O princípio de nirvana expressa a pulsão de morte, enquanto o princípio de prazer expressa as exigências da libido. Porém, o princípio de nirvana sob a intervenção da pulsão sexual, se transforma no princípio de prazer. De um só golpe diferencia os dois princípios, explicita o percurso que fez em 1920 acerca da pulsão sexual e da sexualidade na concepção dualista entre pulsão de vida e pulsão de morte, e remete à função do mito de retorno. A distinção entre os dois princípios, além de reafirmar a ruptura com o modelo fechneriano, pode ser mais um abrigo para a possibilidade do uso de um novo nome para um princípio em novas bases.
Nirvana deve admitir o sentido de um além que não é um abandono do princípio de prazer, nem de um complemento.
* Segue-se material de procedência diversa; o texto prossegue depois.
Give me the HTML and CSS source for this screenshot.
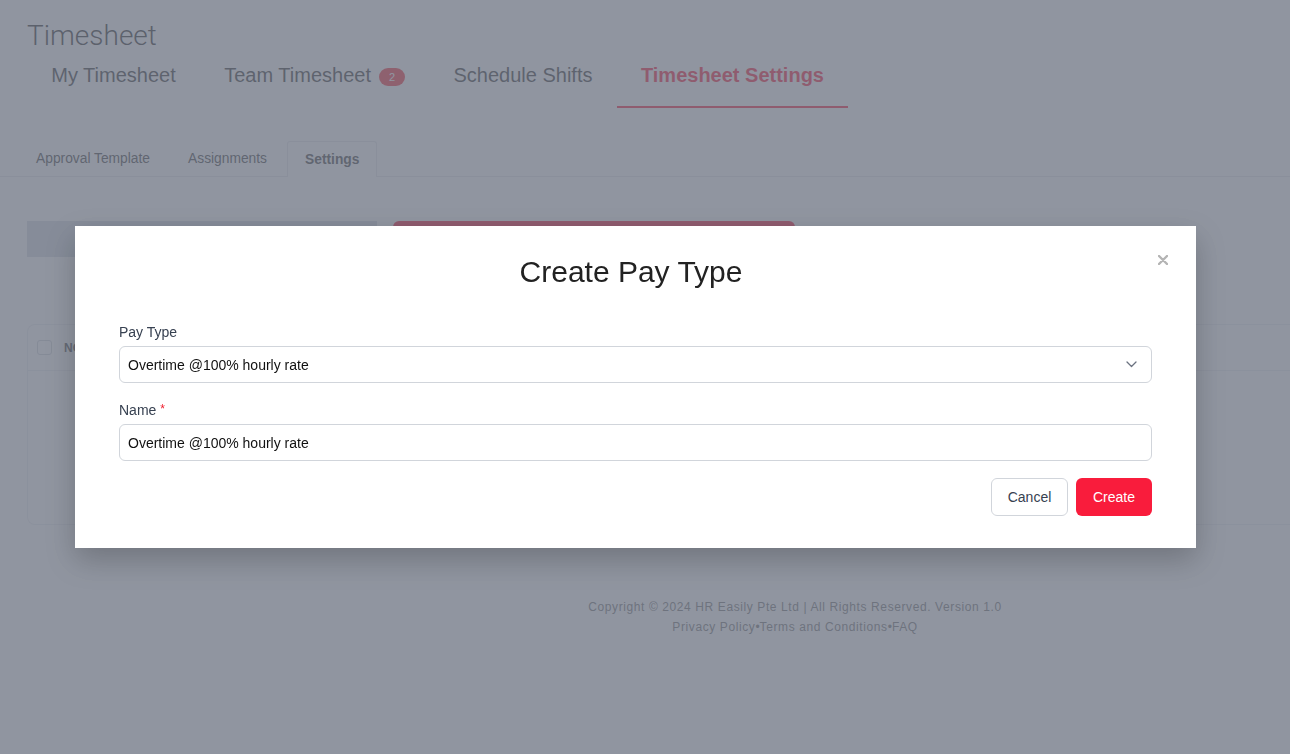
FILE: index.html
```html
<!DOCTYPE html>
<html lang="en">
<head>
    <meta charset="UTF-8">
    <meta name="viewport" content="width=device-width, initial-scale=1.0">
    <title>Timesheet - Create Pay Type</title>
    <link rel="stylesheet" href="styles.css">
</head>
<body>
    <!-- Page Header -->
    <header class="page-header">
        <h1>Timesheet</h1>
        <nav class="main-tabs">
            <a class="main-tab">My Timesheet</a>
            <a class="main-tab">Team Timesheet <span class="badge">2</span></a>
            <a class="main-tab">Schedule Shifts</a>
            <a class="main-tab active">Timesheet Settings</a>
        </nav>
    </header>

    <!-- Sub Tabs -->
    <div class="sub-tabs">
        <a class="sub-tab">Approval Template</a>
        <a class="sub-tab">Assignments</a>
        <a class="sub-tab active">Settings</a>
    </div>

    <!-- Settings Content -->
    <main class="content">
        <div class="toolbar">
            <div class="search-box"></div>
            <button class="primary-wide"></button>
        </div>
        <div class="card">
            <div class="card-head">
                <span class="checkbox"></span>
                <span class="col-title">NO.</span>
            </div>
        </div>
    </main>

    <!-- Footer -->
    <footer class="footer">
        <p>Copyright © 2024 HR Easily Pte Ltd | All Rights Reserved. Version 1.0</p>
        <p>Privacy Policy<span class="dot">•</span>Terms and Conditions<span class="dot">•</span>FAQ</p>
    </footer>

    <!-- Modal -->
    <div class="overlay"></div>
    <div class="modal">
        <button class="modal-close" aria-label="Close">
            <svg width="10" height="10" viewBox="0 0 10 10"><path d="M1 1L9 9M9 1L1 9" stroke="#b4b4b4" stroke-width="2.4" stroke-linecap="round"/></svg>
        </button>
        <h2 class="modal-title">Create Pay Type</h2>
        <form class="modal-form">
            <div class="field">
                <label>Pay Type</label>
                <div class="select">
                    <span>Overtime @100% hourly rate</span>
                    <svg width="11" height="7" viewBox="0 0 11 7"><path d="M1 1L5.5 5.5L10 1" fill="none" stroke="#6b7280" stroke-width="1.3" stroke-linecap="round" stroke-linejoin="round"/></svg>
                </div>
            </div>
            <div class="field">
                <label>Name <span class="required">*</span></label>
                <input class="text-input" type="text" value="Overtime @100% hourly rate">
            </div>
            <div class="modal-actions">
                <button type="button" class="btn btn-cancel">Cancel</button>
                <button type="button" class="btn btn-create">Create</button>
            </div>
        </form>
    </div>
</body>
</html>
```

FILE: styles.css
```css
* {
    margin: 0;
    padding: 0;
    box-sizing: border-box;
}

body {
    font-family: "Liberation Sans", Arial, sans-serif;
    background-color: #fff;
    color: #333;
    width: 1290px;
    height: 754px;
    overflow: hidden;
}

/* Header */
.page-header {
    padding: 18px 0 0 27px;
}

.page-header h1 {
    font-family: Roboto, "Liberation Sans", sans-serif;
    font-weight: 300;
    font-size: 28px;
    line-height: 36px;
    color: #333;
}

.main-tabs {
    display: flex;
}

.main-tab {
    display: flex;
    align-items: center;
    gap: 8px;
    padding: 10px 24.25px 20px;
    font-size: 20px;
    line-height: 22px;
    color: #3a3a3a;
    border-bottom: 2px solid transparent;
}

.main-tab.active {
    color: #f91c3c;
    font-weight: bold;
    border-bottom-color: #f91c3c;
}

.badge {
    display: inline-block;
    min-width: 26px;
    height: 18px;
    line-height: 18px;
    border-radius: 9px;
    background-color: #f5333f;
    color: #fff;
    font-size: 11px;
    text-align: center;
    margin-top: 3px;
}

/* Sub tabs */
.sub-tabs {
    display: flex;
    margin-top: 33px;
    padding-left: 18px;
    border-bottom: 1px solid #e5e7eb;
}

.sub-tab {
    padding: 0 17px;
    margin-right: 2px;
    font-size: 13.8px;
    line-height: 34px;
    color: #444;
    border: 1px solid transparent;
    border-bottom: none;
}

.sub-tab.active {
    font-weight: bold;
    border-color: #e5e7eb;
    border-radius: 3px 3px 0 0;
    background-color: #fff;
    margin-bottom: -1px;
    line-height: 35px;
}

/* Content */
.content {
    padding: 44px 0 0 27px;
}

.toolbar {
    display: flex;
    gap: 16px;
}

.search-box {
    width: 350px;
    height: 36px;
    background-color: #d5dbe3;
}

.primary-wide {
    width: 402px;
    height: 36px;
    border: none;
    border-radius: 6px;
    background-color: #f91c3c;
}

.card {
    margin-top: 67px;
    height: 201px;
    border: 1px solid #eceef1;
    border-right: none;
    border-radius: 8px 0 0 8px;
    background-color: #fff;
}

.card-head {
    display: flex;
    align-items: center;
    gap: 12px;
    height: 46px;
    padding-left: 9px;
    border-bottom: 1px solid #eceef1;
}

.checkbox {
    width: 15px;
    height: 15px;
    border: 1px solid #d1d5db;
    border-radius: 3px;
}

.col-title {
    font-size: 12px;
    font-weight: bold;
    color: #555;
}

/* Footer */
.footer {
    margin-top: 72px;
    padding-left: 300px;
    text-align: center;
    font-size: 12px;
    line-height: 20px;
    letter-spacing: 0.6px;
    color: #777;
}

.dot {
    letter-spacing: 0;
}

/* Modal */
.overlay {
    position: fixed;
    inset: 0;
    background-color: rgba(107, 114, 128, 0.75);
}

.modal {
    position: fixed;
    top: 226px;
    left: 75px;
    width: 1121px;
    padding: 21px 44px 32px;
    background-color: #fff;
    box-shadow: 0 12px 28px rgba(0, 0, 0, 0.22);
}

.modal-close {
    position: absolute;
    top: 29px;
    right: 28px;
    width: 10px;
    height: 10px;
    border: none;
    background: none;
    display: flex;
}

.modal-title {
    text-align: center;
    font-size: 30px;
    line-height: 50px;
    font-weight: normal;
    color: #222;
    padding-right: 9px;
}

.modal-form {
    margin-top: 25px;
}

.field {
    margin-bottom: 17px;
}

.field label {
    display: block;
    height: 20px;
    font-size: 14px;
    line-height: 20px;
    margin-bottom: 4px;
    color: #374151;
}

.required {
    color: #ef1c2c;
    font-size: 12px;
    line-height: 0;
    vertical-align: 2px;
}

.select,
.text-input {
    display: flex;
    align-items: center;
    justify-content: space-between;
    width: 100%;
    height: 37px;
    padding: 0 14px 0 8px;
    border: 1px solid #d1d5db;
    border-radius: 6px;
    font-family: "Liberation Sans", Arial, sans-serif;
    font-size: 14px;
    color: #111;
    background-color: #fff;
}

.text-input {
    outline: none;
}

.modal-actions {
    display: flex;
    justify-content: flex-end;
    gap: 8px;
}

.btn {
    height: 38px;
    border-radius: 6px;
    font-family: "Liberation Sans", Arial, sans-serif;
    font-size: 14px;
    cursor: pointer;
}

.btn-cancel {
    width: 77px;
    border: 1px solid #d1d5db;
    background-color: #fff;
    color: #374151;
}

.btn-create {
    width: 76px;
    border: none;
    background-color: #f91c3c;
    color: #fff;
}
```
Deve estar em condições de atender ao movimento freudiano de fundar o real a partir da pulsão de morte. Em resumo, o nirvana foi o espelho das preocupações europeias com o vazio, com o nada, com o próprio medo do aniquilamento, da destruição e morte como formas da negatividade. Essa foi sua inscrição no século XIX. No início do século XX, contudo, ele havia se tornado um termo praticamente apócrifo da filosofia e da ciência. Portanto, quando Freud introduz o princípio de nirvana, em 1920, não é um exotismo, uma extravagância ou um mero elemento fortuito tomado de outra autora. Ele reintroduz um dos nomes dessa infamiliar questão da morte, um dos nomes do aniquilamento no século XIX, agora pouco depois da Primeira Grande Guerra. O Nirvana, palavra-conceito sânscrita em meio a palavras-conceito alemãs, pode ser entendido por leitores contemporâneos como um dos nomes desse infamiliar que retorna nas palavras de Freud.